According to MMTC, it has been a full year since the FCC issued an EEO decision. The last time any such decisions were issued – three on June 29, 2009 – all were fines against “a diverse broadcaster for technical rule violations.” So, rather than going after broadcasters who actually discriminate, the FCC has been fining some of the most diverse operators in the industry (Cox, CMP Media and Entravision in the three cases cited), including some that are minority owned or controlled. Meanwhile, other cases have gone unprosecuted because the station licenses had already been renewed or the FCC missed its own statute of limitations.

“In short, FCC EEO enforcement has no apparent mission, no focus, no data for evaluation, and no results except sanctioning the innocent while ignoring the guilty. Such a program only creates the false security that comes when the constable is on duty yet asleep,” MMTC charged.

Thus, MMTC says a three month suspension of the EEO rule is called for. During those three months, MMTC wants the FCC to take 10 steps to improve the EEO enforcement program:

1. Relocate the EEO staff from the Media Bureau to the Enforcement Bureau.

2. Triple the number of EEO enforcement staff – thus bringing it to mid-1990’s levels – and restore to the EEO enforcement unit the designation of being the “EEO Branch” instead of being the “EEO Staff.”

3. Revise the EEO rules to reflect the recommendations of the Diversity Committee.

4. Issue a Report and Order that adopts the Form 395 annual employment reports, and describes in plain language the proper and improper uses of Form 395 data.

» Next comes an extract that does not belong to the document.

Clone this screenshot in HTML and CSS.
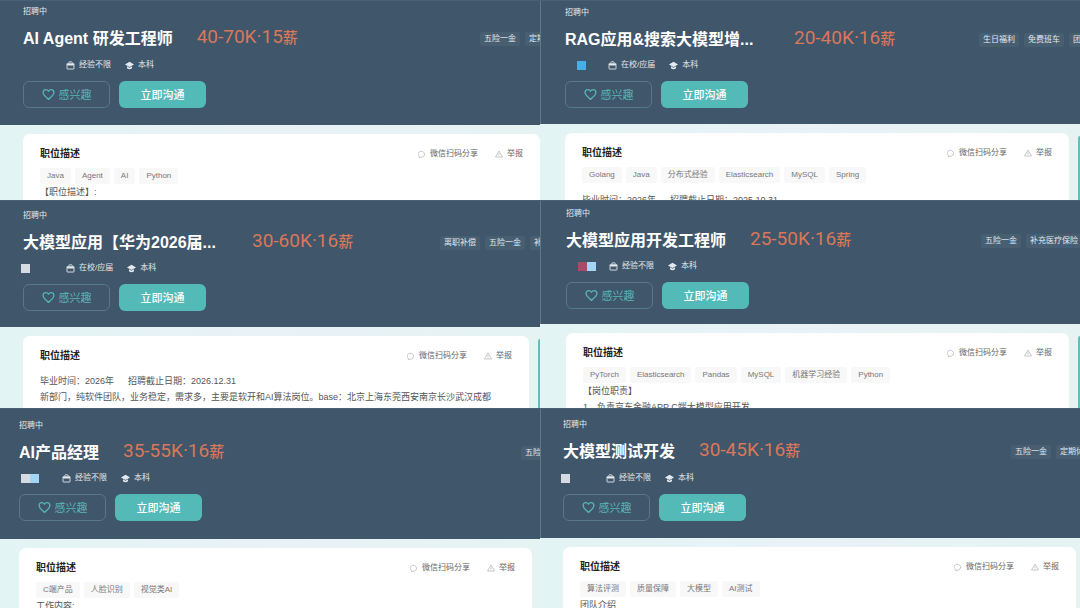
FILE: index.html
```html
<!DOCTYPE html>
<html lang="zh-CN">
<head>
	<meta charset="utf-8">
	<meta name="viewport" content="width=device-width, initial-scale=1">
	<title>招聘中</title>
	<link rel="stylesheet" href="styles.css">
</head>
<body>
	<!-- shared icons -->
	<svg class="sprite" aria-hidden="true">
		<symbol id="icon-case" viewBox="0 0 16 16">
			<path d="M5 4V2.5Q5 1.5 6 1.5h4q1 0 1 1V4" fill="none" stroke="currentColor" stroke-width="1.6"/>
			<path d="M1 5.5Q1 4 2.500 4h11Q15 4 15 5.500V8H1z" fill="currentColor"/>
			<path d="M1.800 8v5.500q0 .8.8.8h10.800q.8 0 .8-.8V8" fill="none" stroke="currentColor" stroke-width="1.600"/>
		</symbol>
		<symbol id="icon-cap" viewBox="0 0 16 16">
			<path d="M8 1.500 16 6l-8 4.500L0 6z" fill="currentColor"/>
			<path d="M3.500 9.500V13q4.500 3 9 0V9.500L8 12z" fill="currentColor"/>
		</symbol>
		<symbol id="icon-heart" viewBox="0 0 24 24">
			<path d="M12 21C7 17 2 13 2 8.500 2 5.200 4.300 3 7.200 3 9.300 3 11 4.200 12 6c1-1.800 2.700-3 4.800-3C19.700 3 22 5.200 22 8.500 22 13 17 17 12 21z" fill="none" stroke="currentColor" stroke-width="2.400" stroke-linejoin="round"/>
		</symbol>
		<symbol id="icon-share" viewBox="0 0 16 16">
			<path d="M3 13.500A6.500 6 0 1 1 6 14.500L2.500 15z" fill="none" stroke="currentColor" stroke-width="1.300"/>
		</symbol>
		<symbol id="icon-warn" viewBox="0 0 16 16">
			<path d="M8 2 15 14H1zM8 6.500v4M8 11.500v1" fill="none" stroke="currentColor" stroke-width="1.300" stroke-linejoin="round"/>
		</symbol>
	</svg>

	<main class="board">
		<article class="job job-agent">
			<header class="hero">
				<div class="status">招聘中</div>
				<div class="title-row">
					<h2 class="title">AI Agent 研发工程师</h2>
					<span class="salary">40-70K·15<small>薪</small></span>
					<div class="perks"><span>五险一金</span><span>定期</span></div>
				</div>
				<div class="meta">
					<span class="place"></span>
					<span class="fact"><svg><use href="#icon-case"/></svg>经验不限</span>
					<span class="fact"><svg><use href="#icon-cap"/></svg>本科</span>
				</div>
				<div class="actions">
					<button class="btn btn-like" type="button"><svg><use href="#icon-heart"/></svg>感兴趣</button>
					<button class="btn btn-chat" type="button">立即沟通</button>
				</div>
			</header>
			<div class="body">
				<section class="card">
					<div class="card-head">
						<h3>职位描述</h3>
						<a href="#"><svg><use href="#icon-share"/></svg>微信扫码分享</a>
						<a href="#"><svg><use href="#icon-warn"/></svg>举报</a>
					</div>
					<div class="tags"><span>Java</span><span>Agent</span><span>AI</span><span>Python</span></div>
					<p>【职位描述】:</p>
				</section>
			</div>
		</article>

		<article class="job job-rag">
			<header class="hero">
				<div class="status">招聘中</div>
				<div class="title-row">
					<h2 class="title title-cut">RAG应用&amp;搜索大模型增...</h2>
					<span class="salary">20-40K·16<small>薪</small></span>
					<div class="perks"><span>生日福利</span><span>免费班车</span><span>团建</span></div>
				</div>
				<div class="meta">
					<span class="place place-in"><i class="block blue"></i></span>
					<span class="fact"><svg><use href="#icon-case"/></svg>在校/应届</span>
					<span class="fact"><svg><use href="#icon-cap"/></svg>本科</span>
				</div>
				<div class="actions">
					<button class="btn btn-like" type="button"><svg><use href="#icon-heart"/></svg>感兴趣</button>
					<button class="btn btn-chat" type="button">立即沟通</button>
				</div>
			</header>
			<div class="body">
				<section class="card">
					<div class="card-head">
						<h3>职位描述</h3>
						<a href="#"><svg><use href="#icon-share"/></svg>微信扫码分享</a>
						<a href="#"><svg><use href="#icon-warn"/></svg>举报</a>
					</div>
					<div class="tags"><span>Golang</span><span>Java</span><span>分布式经验</span><span>Elasticsearch</span><span>MySQL</span><span>Spring</span></div>
					<p class="dates"><span>毕业时间：2026年</span><span>招聘截止日期：2025.10.31</span></p>
				</section>
				<div class="side"></div>
			</div>
		</article>

		<article class="job job-huawei">
			<header class="hero">
				<div class="status">招聘中</div>
				<div class="title-row">
					<h2 class="title title-cut">大模型应用【华为2026届...</h2>
					<span class="salary">30-60K·16<small>薪</small></span>
					<div class="perks"><span>离职补偿</span><span>五险一金</span><span>补充</span></div>
				</div>
				<div class="meta">
					<span class="place place-out"><i class="block grey"></i></span>
					<span class="fact"><svg><use href="#icon-case"/></svg>在校/应届</span>
					<span class="fact"><svg><use href="#icon-cap"/></svg>本科</span>
				</div>
				<div class="actions">
					<button class="btn btn-like" type="button"><svg><use href="#icon-heart"/></svg>感兴趣</button>
					<button class="btn btn-chat" type="button">立即沟通</button>
				</div>
			</header>
			<div class="body">
				<section class="card">
					<div class="card-head">
						<h3>职位描述</h3>
						<a href="#"><svg><use href="#icon-share"/></svg>微信扫码分享</a>
						<a href="#"><svg><use href="#icon-warn"/></svg>举报</a>
					</div>
					<p class="dates"><span>毕业时间：2026年</span><span>招聘截止日期：2026.12.31</span></p>
					<p>新部门，纯软件团队，业务稳定，需求多，主要是软开和AI算法岗位。base：北京上海东莞西安南京长沙武汉成都</p>
				</section>
				<div class="side"></div>
			</div>
		</article>

		<article class="job job-dev">
			<header class="hero">
				<div class="status">招聘中</div>
				<div class="title-row">
					<h2 class="title">大模型应用开发工程师</h2>
					<span class="salary">25-50K·16<small>薪</small></span>
					<div class="perks"><span>五险一金</span><span>补充医疗保险</span></div>
				</div>
				<div class="meta">
					<span class="place place-in"><i class="block red"></i><i class="block sky"></i></span>
					<span class="fact"><svg><use href="#icon-case"/></svg>经验不限</span>
					<span class="fact"><svg><use href="#icon-cap"/></svg>本科</span>
				</div>
				<div class="actions">
					<button class="btn btn-like" type="button"><svg><use href="#icon-heart"/></svg>感兴趣</button>
					<button class="btn btn-chat" type="button">立即沟通</button>
				</div>
			</header>
			<div class="body">
				<section class="card">
					<div class="card-head">
						<h3>职位描述</h3>
						<a href="#"><svg><use href="#icon-share"/></svg>微信扫码分享</a>
						<a href="#"><svg><use href="#icon-warn"/></svg>举报</a>
					</div>
					<div class="tags"><span>PyTorch</span><span>Elasticsearch</span><span>Pandas</span><span>MySQL</span><span>机器学习经验</span><span>Python</span></div>
					<p>【岗位职责】</p>
					<p>1、负责京东金融APP C端大模型应用开发</p>
				</section>
				<div class="side"></div>
			</div>
		</article>

		<article class="job job-pm">
			<header class="hero">
				<div class="status">招聘中</div>
				<div class="title-row">
					<h2 class="title">AI产品经理</h2>
					<span class="salary">35-55K·16<small>薪</small></span>
					<div class="perks"><span>五险一金</span></div>
				</div>
				<div class="meta">
					<span class="place"><i class="block grey"></i><i class="block sky"></i></span>
					<span class="fact"><svg><use href="#icon-case"/></svg>经验不限</span>
					<span class="fact"><svg><use href="#icon-cap"/></svg>本科</span>
				</div>
				<div class="actions">
					<button class="btn btn-like" type="button"><svg><use href="#icon-heart"/></svg>感兴趣</button>
					<button class="btn btn-chat" type="button">立即沟通</button>
				</div>
			</header>
			<div class="body">
				<section class="card">
					<div class="card-head">
						<h3>职位描述</h3>
						<a href="#"><svg><use href="#icon-share"/></svg>微信扫码分享</a>
						<a href="#"><svg><use href="#icon-warn"/></svg>举报</a>
					</div>
					<div class="tags"><span>C端产品</span><span>人脸识别</span><span>视觉类AI</span></div>
					<p>工作内容:</p>
				</section>
			</div>
		</article>

		<article class="job job-test">
			<header class="hero">
				<div class="status">招聘中</div>
				<div class="title-row">
					<h2 class="title">大模型测试开发</h2>
					<span class="salary">30-45K·16<small>薪</small></span>
					<div class="perks"><span>五险一金</span><span>定期体检</span></div>
				</div>
				<div class="meta">
					<span class="place place-out"><i class="block grey"></i></span>
					<span class="fact"><svg><use href="#icon-case"/></svg>经验不限</span>
					<span class="fact"><svg><use href="#icon-cap"/></svg>本科</span>
				</div>
				<div class="actions">
					<button class="btn btn-like" type="button"><svg><use href="#icon-heart"/></svg>感兴趣</button>
					<button class="btn btn-chat" type="button">立即沟通</button>
				</div>
			</header>
			<div class="body">
				<section class="card">
					<div class="card-head">
						<h3>职位描述</h3>
						<a href="#"><svg><use href="#icon-share"/></svg>微信扫码分享</a>
						<a href="#"><svg><use href="#icon-warn"/></svg>举报</a>
					</div>
					<div class="tags"><span>算法评测</span><span>质量保障</span><span>大模型</span><span>AI测试</span></div>
					<p>团队介绍</p>
				</section>
			</div>
		</article>
	</main>
</body>
</html>
```

FILE: styles.css
```css
* {
	box-sizing: border-box;
}
body {
	margin: 0;
	font-family: "Liberation Sans", "Noto Sans CJK SC", sans-serif;
	font-size: 8px;
	line-height: 12px;
	color: #555;
}
h2, h3, p {
	margin: 0;
}
.sprite {
	display: none;
}
.board {
	display: grid;
	grid-template-columns: repeat(2, minmax(0, 1fr));
	grid-template-rows: minmax(0, 25fr) minmax(0, 26fr) minmax(0, 25fr);
	height: 100vh;
	overflow: hidden;
}

/* one posting */
.job {
	display: flex;
	flex-direction: column;
	overflow: hidden;
	white-space: nowrap;
	background: linear-gradient(90deg, #e3f4f4, #e9f2f7 50%, #e5f3f3);
}
.hero {
	padding: var(--top) 0 var(--bottom) var(--left);
	background: #40566a;
	border-top: 1px solid #4b6173;
	color: #e3e9ee;
}
.job:nth-child(even) .hero {
	box-shadow: inset 1px 0 #61788a;
}
.job-agent {
	--top: 5px;
	--left: 23px;
	--row: 7px;
	--bottom: 17px;
	--perks: 60px;
	--edge: 0px;
}
.job-rag {
	--top: 6px;
	--left: 25px;
	--row: 6px;
	--bottom: 16px;
	--perks: 101px;
	--edge: 0px;
}
.job-huawei {
	--top: 9px;
	--left: 23px;
	--row: 6px;
	--bottom: 16px;
	--perks: 100px;
	--edge: 0px;
}
.job-dev {
	--top: 7px;
	--left: 26px;
	--row: 6px;
	--bottom: 15px;
	--perks: 99px;
	--edge: 0px;
}
.job-pm {
	--top: 11px;
	--left: 19px;
	--row: 6px;
	--bottom: 18px;
	--perks: 19px;
	--edge: 8px;
}
.job-test {
	--top: 10px;
	--left: 23px;
	--row: 7px;
	--bottom: 17px;
	--perks: 69px;
	--edge: 4px;
}

.title-row {
	display: flex;
	align-items: center;
	height: 26px;
	margin-top: 8px;
}
.title {
	font-size: 16px;
	line-height: 26px;
	color: #fff;
}
.title-cut {
	min-width: 205px;
}
.salary {
	margin-left: 24px;
	padding-bottom: 4px;
	font-family: Roboto, "Noto Sans CJK SC", sans-serif;
	font-size: 19px;
	line-height: 22px;
	color: #d9775a;
}
.salary small {
	font-size: 15px;
	font-weight: 500;
}
.perks {
	display: flex;
	flex: 0 0 var(--perks);
	gap: 5px;
	margin-left: auto;
	overflow: hidden;
}
.perks span {
	flex: none;
	padding: 1px 4px;
	border-radius: 2px;
	background: #485e71;
}

.meta {
	display: flex;
	height: 12px;
	margin-top: var(--row);
}
.place {
	display: flex;
	align-items: center;
	width: 43px;
	padding-left: 2px;
}
.place-in {
	padding-left: 12px;
}
.place-out {
	width: 45px;
	margin-left: -2px;
	padding-left: 0;
}
.block {
	width: 9px;
	height: 9px;
}
.blue {
	background: #45b0e6;
}
.grey {
	background: #d5dae3;
}
.red {
	background: #a34d66;
}
.sky {
	background: #a3d6f5;
}
.fact {
	display: flex;
	align-items: center;
	gap: 4px;
	margin-right: 14px;
}
.fact svg {
	width: 9px;
	height: 9px;
}

.actions {
	display: flex;
	gap: 9px;
	margin-top: 10px;
}
.btn {
	display: flex;
	align-items: center;
	justify-content: center;
	gap: 4px;
	width: 87px;
	height: 27px;
	padding: 0;
	border: 0;
	border-radius: 6px;
	font: 11px/16px "Liberation Sans", "Noto Sans CJK SC", sans-serif;
}
.btn-like {
	border: 1px solid #58788a;
	background: none;
	color: #57b4b5;
}
.btn-like svg {
	width: 13px;
	height: 13px;
}
.btn-chat {
	background: #54bab8;
	color: #fff;
	font-weight: 500;
}

.body {
	display: flex;
	flex: 1;
	gap: 9px;
	min-height: 0;
	padding: 9px var(--edge) 0 var(--left);
}
.card {
	flex: 1;
	min-width: 0;
	padding: 12px 17px 0;
	border-radius: 7px 7px 0 0;
	background: #fff;
}
.side {
	width: 2px;
	margin-top: 3px;
	border-radius: 2px 0 0 0;
	background: #63bdb8;
}
.card-head {
	display: flex;
	align-items: center;
	gap: 17px;
	height: 16px;
}
.card-head h3 {
	margin-right: auto;
	font-size: 10px;
	color: #222;
}
.card-head a {
	display: flex;
	align-items: center;
	gap: 4px;
	color: #666;
	text-decoration: none;
}
.card-head svg {
	width: 8px;
	height: 8px;
	color: #aaa;
}
.tags {
	display: flex;
	gap: 4px;
	margin-top: 6px;
}
.tags span {
	padding: 2px 7px;
	border-radius: 2px;
	background: #f8f8f8;
	color: #777;
}
.card p {
	font-size: 9px;
	line-height: 16px;
}
.card .dates {
	display: flex;
	gap: 14px;
	margin-top: 9px;
}
```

5. Quintuple the percentage of licensees audited each year, conduct some of the audits with on-site review of hard-copy documentation, and revise the audit instrument so that it uncovers discriminatory applicant screening at the points of recruitment, interviewing and selection.

6. Ensure that the Office of General Counsel tracks EEO cases to ensure that the Commission never again misses a statute of limitations or renews a license while an EEO audit is underway.

7. Investigate whether licensees engage in the discriminatory practice of relying on word-of -mouth recruitment from a homogeneous workforce. First, determine the station’s recruitment practices; if recruitment is not broad, then obtain Form 395 data to determine whether the workforce from which recruitment is performed is homogeneous; if it is, designate the case for an evidentiary hearing by specifying a Jacor issue under 47 U.S.C. §309(e).

8. Ensure that broadcasters with very diverse workforces, who obviously had to have operated broad recruitment programs to generate such a workforce, are not penalized anymore under the EEO program.

9. Work with the Equal Employment Opportunity Commission (EEOC) to update the agencies’ Memorandum of Understanding14 to ensure that the FCC will special-audit licensees and report its findings to the EEOC and the public, and that when the EEOC receives a serious complaint of discrimination by a broadcaster, the FCC will specialaudit the licensee. Further, when a standard FCC EEO audit uncovers possible discrimination, the FCC should notify the EEOC.

10. Using the procedures authorized by 47 U.S.C. §403, including subpoena power, designate an ALJ to conduct an inquiry into how minorities came to be purged from radio journalism and why minority representation in television journalism is in decline. Upon receiving the results of the inquiry, the Commission should act promptly to ensure that systemic discrimination never again takes root in the broadcasting or any other FCC-regulated industry.